The 2005 inflection is the most important and least-discussed event in modern computing. Before it, software performance improved by waiting. After it, software performance had to be extracted from parallel hardware — multiple cores, then many cores, then specialized accelerators for the specific workloads (graphics, AI, networking, video codecs) that justified their own silicon. The reason your laptop has eight CPU cores plus a GPU plus a neural-engine block plus a media engine, rather than one screamingly-fast core, is that Dennard scaling died twenty years ago and nobody has yet figured out how to bring it back.
The unbundling
After 2005, the various sub-trends that had moved together under the Moore's Law banner began visibly decoupling. Transistor count kept doubling, but on a slower cadence — closer to every three years than every two. Single-thread performance grew roughly 5% per year, down from 50%. Cost per transistor stopped falling in 2014; some analysts argue it started rising. Frequency stayed essentially flat. Power efficiency improved on its own schedule, mostly through better packaging and lower voltage operation. The industry replaced one neat line with five separate curves, each scaling at its own rate.
The practical consequence is that the question 'is Moore's Law dead' has no clean answer. If you mean transistors per chip, no — the count is still rising, and Blackwell at 208 billion transistors is forty times an H100 from three years earlier (admittedly via more aggressive packaging, but the count is real). If you mean cost per transistor, yes — and the consequence is that buying twice the compute now costs about twice the money, which it did not in 1995. If you mean frequency, frequency has been dead since 2005. If you mean power-efficiency improvement, it is still happening but slowly. Anyone who answers the question without specifying which sub-trend they mean is selling something.
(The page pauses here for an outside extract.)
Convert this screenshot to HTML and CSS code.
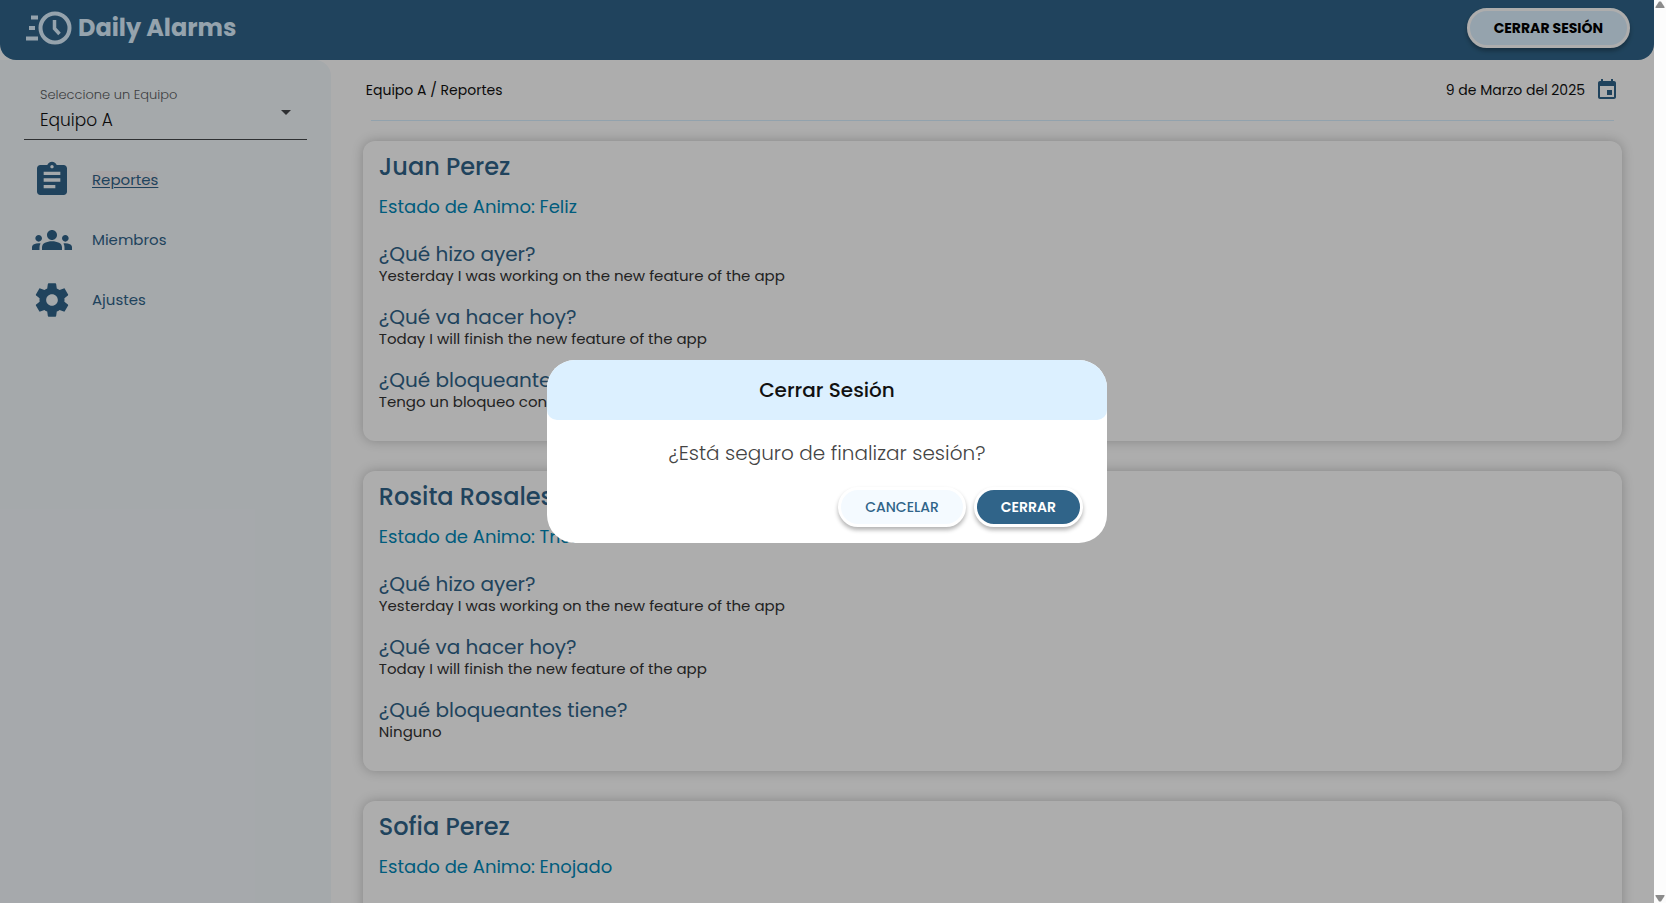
FILE: index.html
```html
<!DOCTYPE html>
<html lang="es">
<head>
<meta charset="utf-8">
<title>Daily Alarms</title>
<link rel="stylesheet" href="styles.css">
</head>
<body>
<div class="page">
  <header class="topbar">
    <a class="brand" href="#">
      <svg class="brand-icon" viewBox="0 0 46 34" aria-hidden="true">
        <g fill="none" stroke="currentColor" stroke-width="4">
          <circle cx="29" cy="17" r="14.5"/>
          <path d="M28.500 9v8.500l5 5.500" stroke-width="3.500"/>
          <path d="M5 6.500h7M3 17h6M0 27.500h12"/>
        </g>
      </svg>
      <span>Daily Alarms</span>
    </a>
    <button class="btn btn-logout" type="button">CERRAR SESIÓN</button>
  </header>
  <div class="layout">
    <aside class="sidebar">
      <div class="field">
        <label class="field-label" for="team">Seleccione un Equipo</label>
        <select class="field-select" id="team"><option>Equipo A</option></select>
        <svg class="field-arrow" viewBox="0 0 10 5" aria-hidden="true"><path d="M0 0h10L5 5z" fill="currentColor"/></svg>
      </div>
      <nav class="nav">
        <a class="nav-item active" href="#">
          <svg class="nav-icon" viewBox="0 0 24 24" aria-hidden="true"><path d="M19 3h-4.180C14.400 1.840 13.300 1 12 1c-1.300 0-2.400.84-2.820 2H5c-1.100 0-2 .9-2 2v14c0 1.100.9 2 2 2h14c1.100 0 2-.9 2-2V5c0-1.100-.9-2-2-2zm-7 0c.55 0 1 .45 1 1s-.45 1-1 1-1-.45-1-1 .45-1 1-1zm2 14H7v-2h7v2zm3-4H7v-2h10v2zm0-4H7V7h10v2z"/></svg>
          <span class="nav-text">Reportes</span>
        </a>
        <a class="nav-item" href="#">
          <svg class="nav-icon" viewBox="0 0 24 24" aria-hidden="true"><path d="M4 13c1.100 0 2-.9 2-2s-.9-2-2-2-2 .9-2 2 .9 2 2 2zm1.130 1.100c-.37-.06-.74-.1-1.130-.1-.99 0-1.930.21-2.780.58C.48 14.900 0 15.620 0 16.430V18h4.500v-1.610c0-.83.23-1.610.63-2.290zM20 13c1.100 0 2-.9 2-2s-.9-2-2-2-2 .9-2 2 .9 2 2 2zm4 3.430c0-.81-.48-1.530-1.220-1.850-.85-.37-1.790-.58-2.780-.58-.39 0-.76.04-1.130.1.4.68.63 1.460.63 2.290V18H24v-1.570zM16.240 13.650c-1.170-.52-2.610-.9-4.240-.9-1.630 0-3.070.39-4.240.9C6.680 14.130 6 15.210 6 16.390V18h12v-1.610c0-1.180-.68-2.260-1.760-2.740zM12 6c1.660 0 3 1.340 3 3s-1.340 3-3 3-3-1.340-3-3 1.340-3 3-3z"/></svg>
          <span class="nav-text">Miembros</span>
        </a>
        <a class="nav-item" href="#">
          <svg class="nav-icon" viewBox="0 0 24 24" aria-hidden="true"><path d="M19.430 12.980c.04-.32.07-.64.07-.98s-.03-.66-.07-.98l2.110-1.650c.19-.15.24-.42.12-.64l-2-3.460c-.12-.22-.39-.3-.61-.22l-2.490 1c-.52-.4-1.080-.73-1.690-.98l-.38-2.650C14.460 2.180 14.250 2 14 2h-4c-.25 0-.46.18-.49.42l-.38 2.650c-.61.25-1.170.59-1.690.98l-2.490-1c-.23-.09-.49 0-.61.22l-2 3.460c-.13.22-.07.49.12.64l2.110 1.650c-.04.32-.07.65-.07.98s.03.66.07.98l-2.110 1.650c-.19.15-.24.42-.12.64l2 3.460c.12.22.39.3.61.22l2.490-1c.52.4 1.080.73 1.690.98l.38 2.650c.03.24.24.42.49.42h4c.25 0 .46-.18.49-.42l.38-2.650c.61-.25 1.170-.59 1.690-.98l2.490 1c.23.09.49 0 .61-.22l2-3.460c.12-.22.07-.49-.12-.64l-2.110-1.650zM12 15.500c-1.930 0-3.500-1.570-3.500-3.500s1.570-3.500 3.500-3.500 3.500 1.570 3.500 3.500-1.570 3.500-3.500 3.500z"/></svg>
          <span class="nav-text">Ajustes</span>
        </a>
      </nav>
    </aside>
    <main class="content">
      <div class="content-head">
        <span>Equipo A / Reportes</span>
        <div class="date">
          <span>9 de Marzo del 2025</span>
          <button class="date-button" type="button" aria-label="Elegir fecha">
            <svg class="date-icon" viewBox="0 0 24 24" aria-hidden="true"><path d="M17 12h-5v5h5v-5zM16 1v2H8V1H6v2H5c-1.110 0-1.990.9-1.990 2L3 19c0 1.100.89 2 2 2h14c1.100 0 2-.9 2-2V5c0-1.100-.9-2-2-2h-1V1h-2zm3 18H5V8h14v11z"/></svg>
          </button>
        </div>
      </div>
      <hr class="rule">
      <div class="cards">
        <article class="card">
          <h2 class="card-name">Juan Perez</h2>
          <p class="card-mood">Estado de Animo: Feliz</p>
          <h3 class="card-question">¿Qué hizo ayer?</h3>
          <p class="card-answer">Yesterday I was working on the new feature of the app</p>
          <h3 class="card-question">¿Qué va hacer hoy?</h3>
          <p class="card-answer">Today I will finish the new feature of the app</p>
          <h3 class="card-question">¿Qué bloqueantes tiene?</h3>
          <p class="card-answer">Tengo un bloqueo con la base de datos</p>
        </article>
        <article class="card">
          <h2 class="card-name">Rosita Rosales</h2>
          <p class="card-mood">Estado de Animo: Triste</p>
          <h3 class="card-question">¿Qué hizo ayer?</h3>
          <p class="card-answer">Yesterday I was working on the new feature of the app</p>
          <h3 class="card-question">¿Qué va hacer hoy?</h3>
          <p class="card-answer">Today I will finish the new feature of the app</p>
          <h3 class="card-question">¿Qué bloqueantes tiene?</h3>
          <p class="card-answer">Ninguno</p>
        </article>
        <article class="card">
          <h2 class="card-name">Sofia Perez</h2>
          <p class="card-mood">Estado de Animo: Enojado</p>
        </article>
      </div>
    </main>
  </div>
  <div class="backdrop">
    <section class="dialog" role="dialog" aria-modal="true" aria-labelledby="dialog-title">
      <h2 class="dialog-title" id="dialog-title">Cerrar Sesión</h2>
      <p class="dialog-text">¿Está seguro de finalizar sesión?</p>
      <div class="dialog-actions">
        <button class="btn btn-cancel" type="button">CANCELAR</button>
        <button class="btn btn-confirm" type="button">CERRAR</button>
      </div>
    </section>
  </div>
</div>
<div class="scrollbar" aria-hidden="true">
  <svg class="scroll-arrow" viewBox="0 0 10 7"><path d="M4 .5h2L9.500 6v1h-9V6z"/></svg>
  <svg class="scroll-arrow" viewBox="0 0 10 7"><path d="M4 6.500h2L9.500 1V0h-9v1z"/></svg>
</div>
</body>
</html>
```
FILE: styles.css
```css
:root {
  --blue: #306489;
  --sky: #dcf0ff;
  --ice: #f4faff;
}

* { box-sizing: border-box; }

body {
  margin: 0;
  display: flex;
  height: 100vh;
  overflow: hidden;
  background: #fff;
  color: #111;
  font-family: Poppins, Inter, "Open Sans", sans-serif;
  font-size: 14px;
}

h2, h3, p { margin: 0; }
a { color: inherit; text-decoration: none; }
button, select { font-family: inherit; }

.page {
  position: relative;
  flex: 1;
  min-width: 0;
  display: flex;
  flex-direction: column;
  overflow: hidden;
}

.topbar {
  flex: none;
  display: flex;
  align-items: flex-start;
  justify-content: space-between;
  padding: 8px 24px 12px 26px;
  border-radius: 0 0 16px 16px;
  background: var(--blue);
}

.brand {
  display: flex;
  align-items: center;
  gap: 6px;
  height: 39px;
  color: var(--sky);
  font-size: 24px;
  font-weight: 700;
}

.brand-icon { width: 46px; height: 34px; }

.btn {
  height: 40px;
  padding: 0 24px;
  border: 3px solid #fff;
  border-radius: 20px;
  box-shadow: 0 3px 4px rgba(0, 0, 0, 0.3);
  font-size: 14px;
  cursor: pointer;
}

.btn-logout { background: var(--sky); color: #000; font-weight: 700; }
.btn-cancel { background: var(--ice); color: var(--blue); font-weight: 500; }
.btn-confirm { background: var(--blue); color: #fff; font-weight: 600; }

.layout { flex: 1; min-height: 0; display: flex; }

.sidebar {
  flex: none;
  width: 20%;
  padding: 24px;
  border-radius: 0 16px 0 0;
  background: #f4f9fd;
}

.field {
  position: relative;
  border-bottom: 1px solid #45484b;
}

.field-label {
  position: absolute;
  top: 3px;
  left: 16px;
  color: #5a5d60;
  font-size: 13px;
  line-height: 16px;
  font-weight: 300;
}

.field-select {
  display: block;
  width: 100%;
  height: 55px;
  padding: 16px 16px 0;
  border: 0;
  background: transparent;
  color: #111;
  font-size: 17px;
  font-weight: 300;
  appearance: none;
}

.field-arrow {
  position: absolute;
  top: 26px;
  right: 16px;
  width: 10px;
  height: 5px;
  color: #45484b;
  pointer-events: none;
}

.nav {
  display: flex;
  flex-direction: column;
  gap: 20px;
  padding: 20px 8px;
}

.nav-item {
  display: flex;
  align-items: center;
  gap: 20px;
  height: 40px;
  color: var(--blue);
  font-size: 15px;
}

.nav-icon { width: 40px; height: 40px; fill: currentColor; }
.nav-text { line-height: 18px; }

.active .nav-text {
  border-radius: 6px;
  background: #f5f1f2;
  text-decoration: underline;
  text-underline-offset: 2px;
}

.content {
  flex: 1;
  min-width: 0;
  padding: 10px 32px 0;
}

.content-head {
  display: flex;
  align-items: center;
  justify-content: space-between;
  height: 40px;
  padding: 0 3px;
}

.date { display: flex; align-items: center; gap: 10px; }

.date-button {
  display: flex;
  padding: 0;
  border: 0;
  background: transparent;
  color: var(--blue);
}

.date-icon { width: 24px; height: 24px; fill: currentColor; }

.rule {
  height: 1px;
  margin: 10px 8px 20px;
  border: 0;
  background: #d8efff;
}

.cards { display: flex; flex-direction: column; gap: 30px; }

.card {
  min-height: 300px;
  padding: 8px 16px 29px;
  border-radius: 12px;
  background: #fff;
  box-shadow: 0 0 12px rgba(0, 0, 0, 0.24);
}

.card-name {
  color: var(--blue);
  font-size: 24px;
  line-height: 36px;
  font-weight: 500;
}

.card-mood {
  margin: 8px 0 21px;
  color: #0088b8;
  font-size: 18px;
  line-height: 28px;
}

.card-question {
  color: var(--blue);
  font-size: 20px;
  line-height: 24px;
  font-weight: 400;
}

.card-answer { color: #333; font-size: 15px; line-height: 20px; }
.card-answer + .card-question { margin-top: 19px; }

.backdrop {
  position: absolute;
  inset: 0;
  display: flex;
  align-items: center;
  justify-content: center;
  background: rgba(0, 0, 0, 0.32);
}

.dialog {
  width: 560px;
  max-width: 90%;
  overflow: hidden;
  border-radius: 28px;
  background: #fff;
}

.dialog-title {
  padding: 16px 24px;
  border-radius: 0 0 10px 10px;
  background: var(--sky);
  color: #111;
  font-size: 20px;
  line-height: 28px;
  font-weight: 500;
  text-align: center;
}

.dialog-text {
  padding: 18px 24px;
  color: #444;
  font-size: 20px;
  line-height: 31px;
  font-weight: 300;
  text-align: center;
}

.dialog-actions {
  display: flex;
  justify-content: flex-end;
  gap: 8px;
  padding: 0 24px 16px;
}

.scrollbar {
  flex: none;
  display: flex;
  flex-direction: column;
  align-items: center;
  justify-content: space-between;
  width: 12px;
  padding: 1px 0;
  background: #fcfcfc;
}

.scroll-arrow { width: 10px; height: 7px; fill: #8b8b8b; }
```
The fab capex spiral and what "node" means now
In 1980, a leading-edge fab cost about $200 million. In 2000, it was about $2 billion. The 2026 estimate for a TSMC N2 fab is in the $25-30 billion range, and the High-NA EUV scanners required for N2 and beyond start at around $380 million each. The capex curve has been steeper than the price-of-the-chips curve, which means the economics of building leading-edge fabs only work for an oligopoly with massive volume amortization. There are exactly two leading-edge logic foundries left — TSMC and Samsung — with Intel attempting a return via its IDM 2.0 strategy. That number used to be twenty.
The other thing worth knowing is that "process node" names are now marketing labels, not physical measurements. Through the 1990s, the node number was roughly the smallest feature size on the chip — 250nm, 180nm, 130nm. Around the 22nm transition that connection broke. Today's "3nm" or "2nm" labels refer to nothing physical; the actual smallest features are 10-20× larger than the name suggests. Different foundries use different naming conventions for what is roughly the same generation of process. TSMC N3 and Samsung 3GAE are not built to the same dimensions; they are roughly comparable in transistor density.
For an investor or operator, the consequence is that node-name comparisons across foundries are nearly meaningless. The useful metric is logic transistor density (millions of transistors per square millimeter), which is reported in industry-standard ways. By that metric, TSMC has been ahead of Samsung by roughly one full generation since 2018 and ahead of Intel by 2-3 years until very recently.
Strategic read
Moore's Law in its original form is over, in the sense that the bundled exponential is over. The components that remain are valuable enough — transistor count still doubles every three years on the leading edge, energy efficiency still improves, packaging still tightens — that the industry continues to deliver more performance for the dollar to anyone willing to pay for the leading edge. But the price of leading-edge is rising, and the customer base willing to pay it has compressed to a handful of firms: NVIDIA, AMD, Apple, the hyperscalers, and the few crypto-mining and high-end consumer-chip companies that still ride at the front.
The AI infrastructure consequence is that node access is now a strategic asset, not a commodity. The reason Apple gets first allocation on TSMC N3 and N2, with NVIDIA second, has to do with prepayment commitments and volume guarantees that smaller buyers cannot match. The reason China cannot build a 5nm domestic fab is not because the physics is unknown — the physics is published; the equipment is known — but because the equipment supply chain (ASML, Applied Materials, KLA, Tokyo Electron, Zeiss) is denied export and cannot be assembled domestically inside a decade. Moore's Law as a planning tool has been replaced by Moore's Law as a geopolitical pressure point.
If you are tracking the AI buildout, the moves that matter are not whether transistors per chip keep doubling — they will, slowly — but whether the foundry that hosts the doubling stays competitive (TSMC), whether Intel's foundry pivot delivers (uncertain), whether China can build a parallel leading-edge stack (very unlikely before 2030), and whether the High-NA EUV ramp at ASML stays on schedule (it is, narrowly). These four questions matter more for the next five years of compute supply than any single Moore's-Law forecast does.